The plastics recycling sector is doing pretty well these days, thanks to the corporate sustainability trend.
But it still faces a major problem — supply.
Recyclers need access to more material so they can supply processors' growing appetite to use recycled content in packaging and consumer products.
Experts quoted in this week's recycling special report say the current collection system has reached a plateau. Recycling rates have stagnated, and communities are not scrambling to collect more materials.
“It is stagnant at best,” Mike Schedler, technical director for the National Association for PET Container Resources, told Plastics News' Mike Verespej. “I don't think we've made any gains in collection.”
The problem is twofold, according to Scott Mouw, the top recycling official for the state of North Carolina. Cities are constrained in their spending, and they aren't being rewarded financially by their plastics recycling efforts.
The result is that plastic that has real value is ending up in landfills. Consider PET bottles — the cream of the plastics recycling stream. But about 70 percent of them end up in landfills, not just because consumers are too lazy to recycle them, but because many communities aren't doing enough to collect them.
“We have enough material to feed the recycling plants. We are just not getting it captured.
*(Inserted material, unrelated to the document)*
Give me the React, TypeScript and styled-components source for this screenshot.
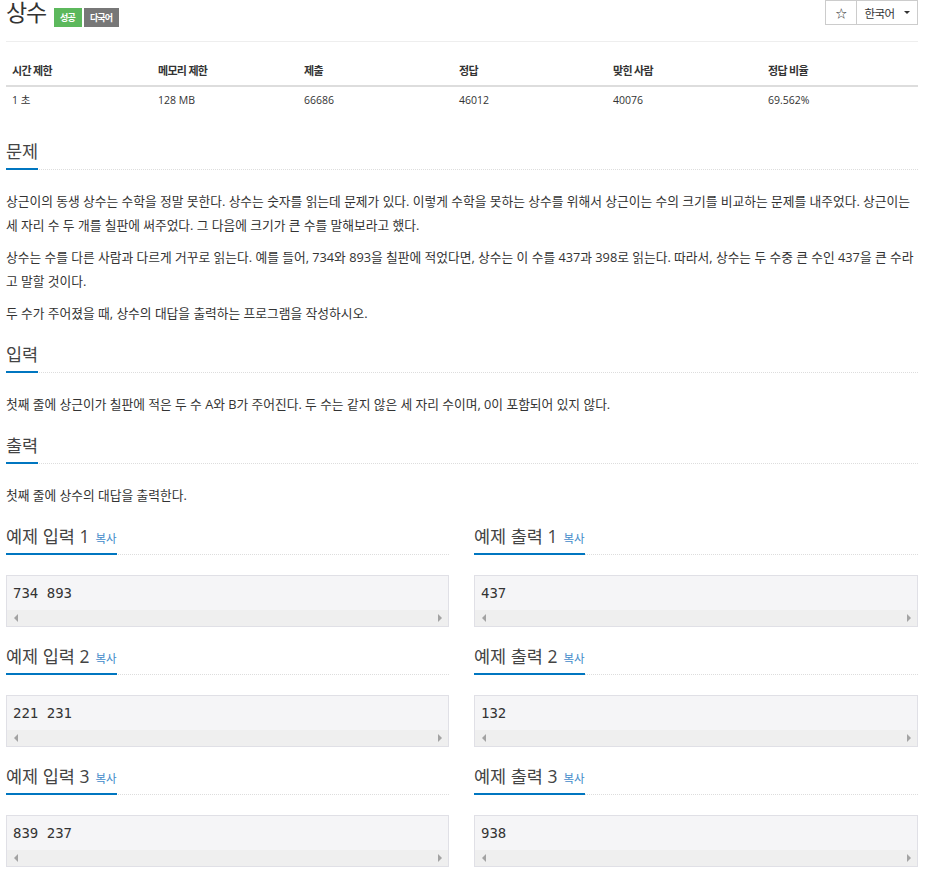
import * as React from 'react'
import styled, { createGlobalStyle } from 'styled-components'

const GlobalStyle = createGlobalStyle`
  body {
    margin: 0;
    background: #fff;
    color: #333;
    font-family: "Open Sans", "Noto Sans CJK KR", sans-serif;
  }
`

const Page = styled.div`
  width: 912px;
  margin-left: 6px;
`

const TitleRow = styled.div`
  display: flex;
  align-items: flex-start;
  justify-content: space-between;
  height: 24px;
`

const TitleGroup = styled.div`
  display: flex;
  align-items: baseline;
`

const Title = styled.h1`
  margin: 0 8px 0 0;
  font-size: 23px;
  line-height: 24px;
  font-weight: 400;
  letter-spacing: -1.2px;
  color: #333;
`

const Label = styled.span<{ $tone: 'success' | 'muted' }>`
  display: inline-block;
  margin-right: 2px;
  padding: 4px 7px 4px 6px;
  font-size: 9px;
  line-height: 11px;
  font-weight: 700;
  letter-spacing: -0.8px;
  color: #fff;
  background: ${(p) => (p.$tone === 'success' ? '#5cb85c' : '#777')};
`

const BtnGroup = styled.div`
  display: flex;
`

const Btn = styled.button<{ $w: number }>`
  display: flex;
  align-items: center;
  justify-content: center;
  gap: 9px;
  width: ${(p) => p.$w}px;
  height: 25px;
  margin-left: -1px;
  padding: 0;
  border: 1px solid #ccc;
  background: #fff;
  color: #333;
  font-family: inherit;
  font-size: 11.5px;
  letter-spacing: -0.5px;
`

const Caret = styled.span`
  width: 0;
  height: 0;
  border-top: 3px solid #333;
  border-left: 3px solid transparent;
  border-right: 3px solid transparent;
`

const Divider = styled.hr`
  margin: 17px 0 0;
  border: 0;
  border-top: 1px solid #eee;
`

const Stats = styled.table`
  width: 100%;
  margin: 15px 0 26px;
  border-collapse: collapse;
  table-layout: fixed;
  font-size: 10.5px;
`

const Col = styled.col<{ $w: number }>`
  width: ${(p) => p.$w}px;
`

const Th = styled.th`
  padding: 6px;
  line-height: 16px;
  text-align: left;
  font-size: 11px;
  font-weight: 700;
  letter-spacing: -0.7px;
  border-bottom: 2px solid #ddd;
`

const Td = styled.td`
  padding: 5px 6px;
  line-height: 16px;
`

const Section = styled.section`
  margin-bottom: 17px;
`

const Headline = styled.div<{ $gap: number }>`
  display: flex;
  margin-bottom: ${(p) => p.$gap}px;
  border-bottom: 1px dotted #ddd;
`

const HeadTitle = styled.h2`
  margin: 0 0 -1px;
  padding-bottom: 5px;
  border-bottom: 2px solid #0076c0;
  font-size: 17.5px;
  line-height: 24px;
  font-weight: 400;
  color: #444;
`

const CopyLink = styled.span`
  margin-left: 6px;
  font-size: 11.5px;
  line-height: 1;
  color: #428bca;
`

const Para = styled.p`
  margin: 0 0 8px;
  font-size: 12.75px;
  line-height: 24px;
`

const SampleGrid = styled.div`
  display: grid;
  grid-template-columns: 443px 444px;
  column-gap: 25px;
  margin-top: 4px;
`

const Sample = styled.div`
  margin-bottom: 17px;
`

const PreBox = styled.div`
  border: 1px solid #e0e0e6;
  background: #f5f5f7;
`

const Code = styled.pre`
  margin: 0;
  padding: 7px 6px 7px;
  font-family: "DejaVu Sans Mono", monospace;
  font-size: 14px;
  line-height: 20px;
  color: #333;
`

const ScrollTrack = styled.div`
  display: flex;
  align-items: center;
  justify-content: space-between;
  height: 16px;
  padding: 0 6px 0 7px;
  background: #efefef;
`

const Arrow = styled.span<{ $dir: 'left' | 'right' }>`
  width: 0;
  height: 0;
  border-top: 4px solid transparent;
  border-bottom: 4px solid transparent;
  ${(p) => (p.$dir === 'left' ? 'border-right' : 'border-left')}: 4px solid #a3a3a3;
`

const stats = [
  { head: '시간 제한', value: '1 초', w: 146 },
  { head: '메모리 제한', value: '128 MB', w: 146 },
  { head: '제출', value: '66686', w: 155 },
  { head: '정답', value: '46012', w: 154 },
  { head: '맞힌 사람', value: '40076', w: 155 },
  { head: '정답 비율', value: '69.562%', w: 156 },
]

const samples = [
  { n: 1, input: '734 893', output: '437' },
  { n: 2, input: '221 231', output: '132' },
  { n: 3, input: '839 237', output: '938' },
]

const SampleBlock = (props: { title: string; text: string }) => (
  <Sample>
    <Headline $gap={20}>
      <HeadTitle>
        {props.title}
        <CopyLink>복사</CopyLink>
      </HeadTitle>
    </Headline>
    <PreBox>
      <Code>{props.text}</Code>
      <ScrollTrack>
        <Arrow $dir="left" />
        <Arrow $dir="right" />
      </ScrollTrack>
    </PreBox>
  </Sample>
)

const TextSection = (props: { title: string; children: React.ReactNode }) => (
  <Section>
    <Headline $gap={19}>
      <HeadTitle>{props.title}</HeadTitle>
    </Headline>
    {props.children}
  </Section>
)

export default function App() {
  return (
    <Page>
      <GlobalStyle />
      <TitleRow>
        <TitleGroup>
          <Title>상수</Title>
          <Label $tone="success">성공</Label>
          <Label $tone="muted">다국어</Label>
        </TitleGroup>
        <BtnGroup>
          <Btn $w={32}>☆</Btn>
          <Btn $w={62}>
            한국어
            <Caret />
          </Btn>
        </BtnGroup>
      </TitleRow>
      <Divider />

      <Stats>
        <colgroup>
          {stats.map((s) => (
            <Col key={s.head} $w={s.w} />
          ))}
        </colgroup>
        <thead>
          <tr>
            {stats.map((s) => (
              <Th key={s.head}>{s.head}</Th>
            ))}
          </tr>
        </thead>
        <tbody>
          <tr>
            {stats.map((s) => (
              <Td key={s.head}>{s.value}</Td>
            ))}
          </tr>
        </tbody>
      </Stats>

      <TextSection title="문제">
        <Para>
          상근이의 동생 상수는 수학을 정말 못한다. 상수는 숫자를 읽는데 문제가 있다. 이렇게 수학을 못하는 상수를 위해서
          상근이는 수의 크기를 비교하는 문제를 내주었다. 상근이는 세 자리 수 두 개를 칠판에 써주었다. 그 다음에 크기가 큰
          수를 말해보라고 했다.
        </Para>
        <Para>
          상수는 수를 다른 사람과 다르게 거꾸로 읽는다. 예를 들어, 734와 893을 칠판에 적었다면, 상수는 이 수를 437과 398로
          읽는다. 따라서, 상수는 두 수중 큰 수인 437을 큰 수라고 말할 것이다.
        </Para>
        <Para>두 수가 주어졌을 때, 상수의 대답을 출력하는 프로그램을 작성하시오.</Para>
      </TextSection>

      <TextSection title="입력">
        <Para>
          첫째 줄에 상근이가 칠판에 적은 두 수 A와 B가 주어진다. 두 수는 같지 않은 세 자리 수이며, 0이 포함되어 있지 않다.
        </Para>
      </TextSection>

      <TextSection title="출력">
        <Para>첫째 줄에 상수의 대답을 출력한다.</Para>
      </TextSection>

      <SampleGrid>
        {samples.map((s) => (
          <React.Fragment key={s.n}>
            <SampleBlock title={`예제 입력 ${s.n}`} text={s.input} />
            <SampleBlock title={`예제 출력 ${s.n}`} text={s.output} />
          </React.Fragment>
        ))}
      </SampleGrid>
    </Page>
  )
}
We need more enterprise funding for municipal collection,” Will Sagar, executive director of the Southeast Recycling Development Council Inc., told Plastics News. His organization represents 11 Southeast states and has a mission to unite industry, government and non-government organizations to develop and promote sustainable recycling and to make it cost-effective and efficient.
There's a mountain of material out there that could be collected and recycled right now. But the prospects for getting it don't look good.
This is where the rules of supply and demand are supposed to kick in and reward communities that collect — and companies that recycle — plastics, right?
But it's not that simple. Recycled plastics still need to be cost-competitive with virgin resins. If the near-term outlook for polyethylene, for example, is that shale gas will result in cost advantages for virgin resin producers, what will that mean to recyclers?
Not a pretty picture.
Still, forward-thinking companies realize that plastics recycling needs to make progress, and it needs to do it pretty quickly. Some will support extended producer responsibility efforts, like those featured on Page 8 in this week's special report. Others will step up efforts to make sure their products are being collected and recycled — if for no other reason than to help blunt attacks from critics who would like to see them banned or taxed.
Plastics have a great sustainability story. But throwing them away in landfills — or seeing them contribute to litter and marine debris problems — is a wasted opportunity.